Em declarações à Renascença, Henrique Cunha, responsável pela Reutilizar - Movimento pela reutilização de livros escolares, afirma que a adopção de novos manuais é ilegal e explica porquê.

“Ilegalmente, uma vez que as metas curriculares não exigem novos livros, as escolas não estão a aceitar os livros anteriores às metas curriculares. Mais grave ainda, devido a essa adopção pelo código ISBN, há escolas que não estão a aceitar o livro igual do ano anterior que, por ter um código ISBN diferente significa que foi, eventualmente, repaginado. Quer dizer, por exemplo, que o exercício em vez de estar na página 17 está na página 19."

Henrique Cunha diz que, por isso, "estão a ir milhões de livros para o lixo". Critica ainda a disparidade de critérios numa mesma escola e apresenta casos concretos.

“Nós temos denuncias que dizem, claramente, que o professor de Português aceita o manual anterior e que o professor de Matemática não aceita o manual anterior. Em que é que ficamos? Como é possível esta medida ser tão discricionária, como é que não há uma autoridade que se imponha a esta disparidade de critérios”, questiona o responsável do Movimento Reutilizar.

No próximo ano lectivo há novos livros para a maioria das disciplinas do 9.º e do 12.º anos. No 10.º ano também há livros novos para Física e Química, Português e para as Matemáticas.

O Movimento Reutilizar quer acabar com  tanta mudança ao mesmo tempo que luta pela criação de um banco de empréstimo em cada escola, adoptando um parecer do Conselho Nacional de Educação. O manifesto já reuniu mais de cinco mil assinaturas para acabar com o isolamento de Portugal nesta matéria.

“Estamos isolados em toda a União Europeia como único país que não tem um sistema organizado na escola para reutilizar os livros. Não faz nenhum sentido que a escola que ensina a separar lixo, que não ensine antes disso a reutilizar os próprios livros”, lamenta Henrique Cunha.

"As escolas limitam-se a cumprir a lei"
Já o presidente da Associação Nacional de Dirigentes Escolares (ANDE) garante que a lei está ser cumprida. Manuel Pereira argumenta que a adopção dos manuais pelo seu número de identificação promove a igualdade entre todos os alunos.

“As escolas limitam-se a cumprir a lei. Do nosso ponto de vista, devia haver um acordo entre o Ministério da Educação e das editoras no sentido que os manuais tivessem outro tipo de construção gráfica e que pudessem ser utilizados por mais tempo”, defende.

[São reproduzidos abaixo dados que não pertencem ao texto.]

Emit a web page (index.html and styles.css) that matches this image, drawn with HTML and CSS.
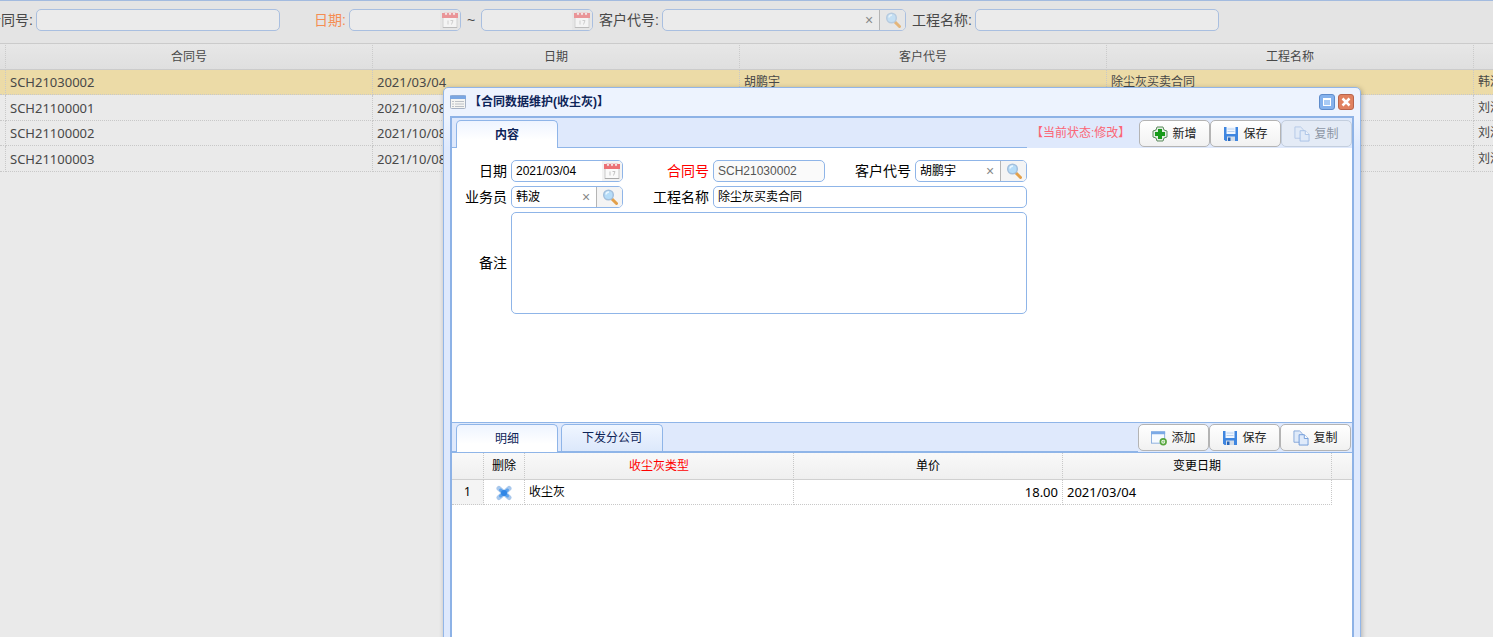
FILE: index.html
```
<!DOCTYPE html>
<html lang="zh-CN">
<head>
  <meta charset="UTF-8">
  <meta name="viewport" content="width=device-width, initial-scale=1.0">
  <title>合同数据维护</title>
  <link rel="stylesheet" href="styles.css">
</head>
<body>
  <svg class="sprite" aria-hidden="true">
    <symbol id="i-calendar" viewBox="0 0 16 16">
      <rect x="1" y="2" width="14" height="13.500" fill="#fafafa" stroke="#c9c9c9"/>
      <path d="M1 15h14v1H1z" fill="#aaa"/>
      <path d="M0 1h16v5H0z" fill="#ec7175"/>
      <path d="M3 0h2v3H3zM7 0h2v3H7zM11 0h2v3h-2z" fill="#fff" stroke="#e08a8c" stroke-width=".5"/>
      <path d="M6 8.500v4M8.500 8.500H11L9.500 12.500" fill="none" stroke="#c4c4c4"/>
    </symbol>
    <symbol id="i-search" viewBox="0 0 16 16">
      <path d="M10 10l4.500 4.500" stroke="#e3a04a" stroke-width="3" stroke-linecap="round"/>
      <circle cx="6.500" cy="6" r="4.800" fill="#b5dcf8" stroke="#a3bfdc" stroke-width="1.500"/>
      <path d="M4 5.500a3 3 0 0 1 3-2.500" stroke="#e9f6ff" stroke-width="1.500" fill="none"/>
    </symbol>
    <symbol id="i-window" viewBox="0 0 16 16">
      <rect x=".5" y="1.500" width="15" height="13" rx="1" fill="#f5f5f2" stroke="#a7b2c4"/>
      <path d="M0 1.500h16V5H0z" fill="#7ba7e3"/>
      <path d="M2 7.500h2M2 10h2M2 12.500h2M5 7.500h9M5 10h9M5 12.500h9" stroke="#bcc0c6"/>
    </symbol>
    <symbol id="i-plus" viewBox="0 0 16 16">
      <path d="M5 1h6l1 3 3 1v6l-3 1-1 3H5l-1-3-3-1V5l3-1z" fill="#e2eee2" stroke="#5d8b5f" stroke-linejoin="round"/>
      <path d="M6 3h4v3h3v4h-3v3H6v-3H3V6h3z" fill="#159a18"/>
    </symbol>
    <symbol id="i-save" viewBox="0 0 16 16">
      <path d="M1 1h14v14H2.500L1 13.500z" fill="#3f86e0"/>
      <path d="M3.500 1h9v7h-9z" fill="#f1f7ff"/>
      <path d="M4.500 3h7M4.500 5.500h7" stroke="#b8d0ef"/>
      <path d="M4 10.500h8V15H4z" fill="#d4dde8"/>
      <path d="M5 11.500h2.500V15H5z" fill="#2764b8"/>
    </symbol>
    <symbol id="i-copy" viewBox="0 0 17 16">
      <path d="M1 .5h6l3 3v9H1z" fill="#dfeaf9" stroke="#86a8da"/>
      <path d="M6.500 4.500H12l4 4v7H6.500z" fill="#dfeafa" stroke="#6f9ad9"/>
      <path d="M12 4.500v4h4" fill="#fff" stroke="#6f9ad9"/>
    </symbol>
    <symbol id="i-add" viewBox="0 0 17 16">
      <rect x=".5" y="1.500" width="14" height="12" fill="#f6faff" stroke="#8aaedd"/>
      <path d="M0 1h15v3H0z" fill="#7ba9e6"/>
      <circle cx="13" cy="12" r="3" fill="#fff" stroke="#57a63d" stroke-width="1.800"/>
      <path d="M13 10.500v3M11.500 12h3" stroke="#8cc878"/>
    </symbol>
    <symbol id="i-remove" viewBox="0 0 16 16">
      <path d="M3 3.500l10 9M13 3.500l-10 9" stroke="#a9c8ec" stroke-width="5" stroke-linecap="round"/>
      <path d="M4.500 5l7 6M11.500 5l-7 6" stroke="#5ba3ee" stroke-width="3" stroke-linecap="round"/>
      <circle cx="8" cy="8" r="3" fill="#2f86e6"/>
    </symbol>
  </svg>

  <main class="page">
    <form class="search-bar">
      <label class="first" for="q_no">合同号:</label>
      <div class="box wide"><input type="text" id="q_no"></div>
      <label class="orange" for="q_from">日期:</label>
      <div class="box date"><input type="text" id="q_from"><button type="button" class="pick" aria-label="选择日期"><svg><use href="#i-calendar"/></svg></button></div>
      <span class="to">~</span>
      <div class="box date"><input type="text" id="q_to" aria-label="结束日期"><button type="button" class="pick" aria-label="选择日期"><svg><use href="#i-calendar"/></svg></button></div>
      <label for="q_cust">客户代号:</label>
      <div class="box wide"><input type="text" id="q_cust"><button type="button" class="clear">×</button><button type="button" class="find" aria-label="查找"><svg><use href="#i-search"/></svg></button></div>
      <label for="q_name">工程名称:</label>
      <div class="box wide"><input type="text" id="q_name"></div>
    </form>

    <table class="grid list">
      <colgroup><col class="c-edge"><col><col><col><col><col></colgroup>
      <thead>
        <tr><th></th><th>合同号</th><th>日期</th><th>客户代号</th><th>工程名称</th><th></th></tr>
      </thead>
      <tbody>
        <tr class="selected"><td></td><td class="num">SCH21030002</td><td class="num">2021/03/04</td><td>胡鹏宇</td><td>除尘灰买卖合同</td><td>韩波</td></tr>
        <tr><td></td><td class="num">SCH21100001</td><td class="num">2021/10/08</td><td></td><td></td><td>刘洋</td></tr>
        <tr><td></td><td class="num">SCH21100002</td><td class="num">2021/10/08</td><td></td><td></td><td>刘洋</td></tr>
        <tr><td></td><td class="num">SCH21100003</td><td class="num">2021/10/08</td><td></td><td></td><td>刘洋</td></tr>
      </tbody>
    </table>
  </main>

  <section class="window" role="dialog" aria-labelledby="win_title">
    <header class="window-head">
      <svg><use href="#i-window"/></svg>
      <h1 id="win_title">【合同数据维护(收尘灰)】</h1>
      <button type="button" class="tool max" aria-label="最大化"><svg viewBox="0 0 16 16"><rect x="4.500" y="4.500" width="7" height="7" fill="#a9cbf5" stroke="#fff"/><path d="M4 4h8v2H4z" fill="#fff"/></svg></button>
      <button type="button" class="tool close" aria-label="关闭"><svg viewBox="0 0 16 16"><path d="M4.500 4.500l7 7M11.500 4.500l-7 7" stroke="#fff" stroke-width="2.500"/></svg></button>
    </header>

    <div class="window-body">
      <div class="strip">
        <div class="tabs"><button type="button" class="tab active bold">内容</button></div>
        <div class="actions">
          <span class="status">【当前状态:修改】</span>
          <button type="button" class="btn"><svg><use href="#i-plus"/></svg>新增</button>
          <button type="button" class="btn"><svg><use href="#i-save"/></svg>保存</button>
          <button type="button" class="btn" disabled><svg><use href="#i-copy"/></svg>复制</button>
        </div>
      </div>

      <form class="detail">
        <label for="f_date">日期</label>
        <div class="box"><input type="text" id="f_date" value="2021/03/04"><button type="button" class="pick" aria-label="选择日期"><svg><use href="#i-calendar"/></svg></button></div>
        <label class="required" for="f_no">合同号</label>
        <div class="box readonly"><input type="text" id="f_no" value="SCH21030002" readonly></div>
        <label for="f_cust">客户代号</label>
        <div class="box"><input type="text" id="f_cust" value="胡鹏宇"><button type="button" class="clear">×</button><button type="button" class="find" aria-label="查找"><svg><use href="#i-search"/></svg></button></div>

        <label for="f_sales">业务员</label>
        <div class="box"><input type="text" id="f_sales" value="韩波"><button type="button" class="clear">×</button><button type="button" class="find" aria-label="查找"><svg><use href="#i-search"/></svg></button></div>
        <label for="f_name">工程名称</label>
        <div class="box span3"><input type="text" id="f_name" value="除尘灰买卖合同"></div>

        <label for="f_memo">备注</label>
        <textarea class="span5" id="f_memo"></textarea>
      </form>

      <div class="strip lower">
        <div class="tabs">
          <button type="button" class="tab active">明细</button>
          <button type="button" class="tab">下发分公司</button>
        </div>
        <div class="actions">
          <button type="button" class="btn"><svg><use href="#i-add"/></svg>添加</button>
          <button type="button" class="btn"><svg><use href="#i-save"/></svg>保存</button>
          <button type="button" class="btn"><svg><use href="#i-copy"/></svg>复制</button>
        </div>
      </div>

      <table class="grid items">
        <colgroup><col class="c-index"><col class="c-del"><col><col><col><col class="c-rest"></colgroup>
        <thead>
          <tr><th></th><th>删除</th><th class="required">收尘灰类型</th><th>单价</th><th>变更日期</th><th></th></tr>
        </thead>
        <tbody>
          <tr>
            <td class="index">1</td>
            <td class="del"><button type="button" aria-label="删除"><svg><use href="#i-remove"/></svg></button></td>
            <td>收尘灰</td>
            <td class="num right">18.00</td>
            <td class="num">2021/03/04</td>
            <td class="rest"></td>
          </tr>
        </tbody>
      </table>
    </div>
  </section>
</body>
</html>
```
FILE: styles.css
```
* { box-sizing: border-box; }
html, body { height: 100%; }
body { margin: 0; position: relative; overflow: hidden; background: #eaeaea; font: 12px/16px "Liberation Sans", "Noto Sans CJK SC", sans-serif; color: #000; }
button, input, textarea { font: inherit; color: inherit; margin: 0; }
button { padding: 0; border: 0; background: none; cursor: pointer; }
svg { display: block; width: 16px; height: 16px; flex: none; }
.sprite { position: absolute; width: 0; height: 0; }
label { font-size: 14px; line-height: 22px; text-align: right; white-space: nowrap; }

/* text boxes */
.box { display: flex; height: 22px; border: 1px solid #8fb5e8; border-radius: 5px; background: #fff; overflow: hidden; }
.box input { flex: 1; min-width: 0; padding: 0 4px; border: 0; outline: 0; background: none; }
.box.readonly { background: #fafafa; color: #555; }
.pick { display: flex; align-items: center; justify-content: center; width: 20px; background: #f3f3f3; }
.clear { width: 20px; color: #888; font-size: 14px; }
.find { display: flex; align-items: center; justify-content: center; width: 26px; border-left: 1px solid #b5b5b5; background: #f4f4f4; }

/* list page */
.page { overflow: hidden; color: #484848; }
.search-bar { display: flex; align-items: flex-start; gap: 3px; height: 43px; padding-top: 8px; border-top: 1px solid #a3bbdf; background: #e4e4e4; }
.search-bar label { flex: none; width: 63px; }
.search-bar label.first { width: 46px; margin-left: -13px; }
.search-bar .orange { color: #f58d52; }
.search-bar .box { flex: none; border-color: #a9bfe0; background: #ebebeb; }
.search-bar .date { width: 112px; }
.search-bar .wide { width: 244px; }
.search-bar .pick, .search-bar .find { background: #e6e6e6; }
.search-bar svg { opacity: 0.7; }
.to { width: 14px; font-size: 14px; line-height: 22px; text-align: center; }

.grid { border-collapse: separate; border-spacing: 0; table-layout: fixed; }
.grid th, .grid td { height: 25px; padding: 0 4px; border: 0 dotted #c8c8c8; border-width: 0 1px 1px 0; overflow: hidden; white-space: nowrap; text-align: left; }
.grid th { height: 27px; border-top: 1px solid #d4d4d4; border-bottom: 1px solid #d0d0d0; font-weight: normal; text-align: center; background: linear-gradient(#f9f9f9, #efefef); }
.grid .num { font-family: "Noto Sans", sans-serif; font-size: 13px; }
.grid .right { text-align: right; }
.list { width: 1841px; }
.list .c-edge { width: 6px; }
.list th:first-child, .list td:first-child { padding: 0; }
.list th { border-color: #cbcbcb; background: linear-gradient(#e7e7e7, #dfdfdf); }
.list tr:nth-child(even) td { height: 26px; }
.list .selected td { background: #ecdba7; }

/* edit window */
.window { position: absolute; left: 443px; top: 87px; bottom: -10px; width: 918px; display: flex; flex-direction: column; padding: 0 6px; border: 1px solid #92b6e8; border-radius: 5px; background: linear-gradient(#edf3fe 30px, #dee9fd 60px); box-shadow: 1px 1px 5px rgba(0,0,0,0.25); }
.window-head { display: flex; align-items: center; gap: 3px; height: 28px; }
.window-head h1 { flex: 1; margin: 0; font-size: 12px; color: #0d2458; }
.window-head .tool { display: flex; align-items: center; justify-content: center; width: 16px; height: 16px; border: 1px solid #5f8ccb; border-radius: 3px; background: #85b2ed; }
.window-head .close { border-color: #b8644c; background: #e18260; }
.window-body { flex: 1; border: 2px solid #8db2e6; background: #fff; }

.strip { display: flex; justify-content: space-between; height: 30px; background: #dfe9fc; }
.tabs { flex: 1; display: flex; align-items: flex-end; gap: 3px; padding-left: 4px; border-bottom: 1px solid #8fb5e8; }
.tab { width: 102px; height: 27px; border: 1px solid #8fb5e8; border-bottom: 0; border-radius: 5px 5px 0 0; color: #0d2458; background: linear-gradient(#f0f6ff, #dce8fb); }
.tab.active { height: 28px; margin-bottom: -1px; background: linear-gradient(#eef4ff, #fff 70%); }
.tab.bold { font-weight: bold; }
.actions { display: flex; align-items: flex-start; padding-top: 2px; }
.status { width: 112px; padding-left: 4px; line-height: 26px; white-space: nowrap; color: #fb6676; }
.btn { display: flex; align-items: center; justify-content: center; gap: 4px; width: 71px; height: 27px; border: 1px solid #b4b4b4; border-radius: 5px; color: #222; background: linear-gradient(#fff, #f1f1f1); }
.btn:disabled { border-color: #c3cede; color: #8d96a5; background: #e4ebf6; cursor: default; }
.btn:disabled svg { opacity: 0.5; }

.detail { display: grid; grid-template-columns: 54px 112px 82px 112px 82px 112px; gap: 4px; align-items: center; align-content: start; height: 274px; padding: 12px 0 0 1px; }
.required { color: #f00; }
.span3 { grid-column: span 3; }
.span5 { grid-column: span 5; }
.detail textarea { width: 100%; height: 102px; padding: 4px; border: 1px solid #8fb5e8; border-radius: 5px; resize: none; outline: 0; }

.lower { height: 31px; border-top: 1px solid #8fb5e8; border-bottom: 1px solid #8fb5e8; }
.lower .actions { padding: 1px 1px 0 0; }
.items { width: 100%; }
.items .c-index { width: 32px; }
.items .c-del { width: 41px; }
.items .c-rest { width: 20px; }
.items th { border-top: 0; }
.items .index { padding: 0; text-align: center; font-family: "Noto Sans", sans-serif; background: #f4f4f4; }
.items .del button { display: block; margin: 2px auto 0; }
.items .rest { border: 0; }
.items th:last-child { border-right: 0; }
```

“O que acontece é que, por uma ou por outra razão, os manuais em cada ano são alterados e, por uma questão de equidade e de igualdade, as escolas e os próprios pais, às vezes, sentem-se um pouco confusos quando recebem um livro com a capa diferente – não sabemos se o interior está completamente modificado ou não – ou então com um ID ligeiramente diferente. Isso tem a ver com o receio que as escolas, às vezes, têm de não estar a garantir a igualdade dos alunos”, refere Manuel Pereira.

Também ouvido pela Renascença, o presidente da Confederação Nacional de Pais (Confap), Jorge Ascenção, aponta o dedo ao Governo e ao modelo educativo que exige demasiados livros.

"A alteração, por vezes, antecipada desse período é responsabilidade de um qualquer Governo, de um qualquer ministro, que altera programas e altera metas e obriga a fazer a renovação dos manuais. É também uma consequência do modelo de aprendizagem de ensino que nós temos, que é um que está formatado para seguirmos um determinado manual", afirma Jorge Ascenção.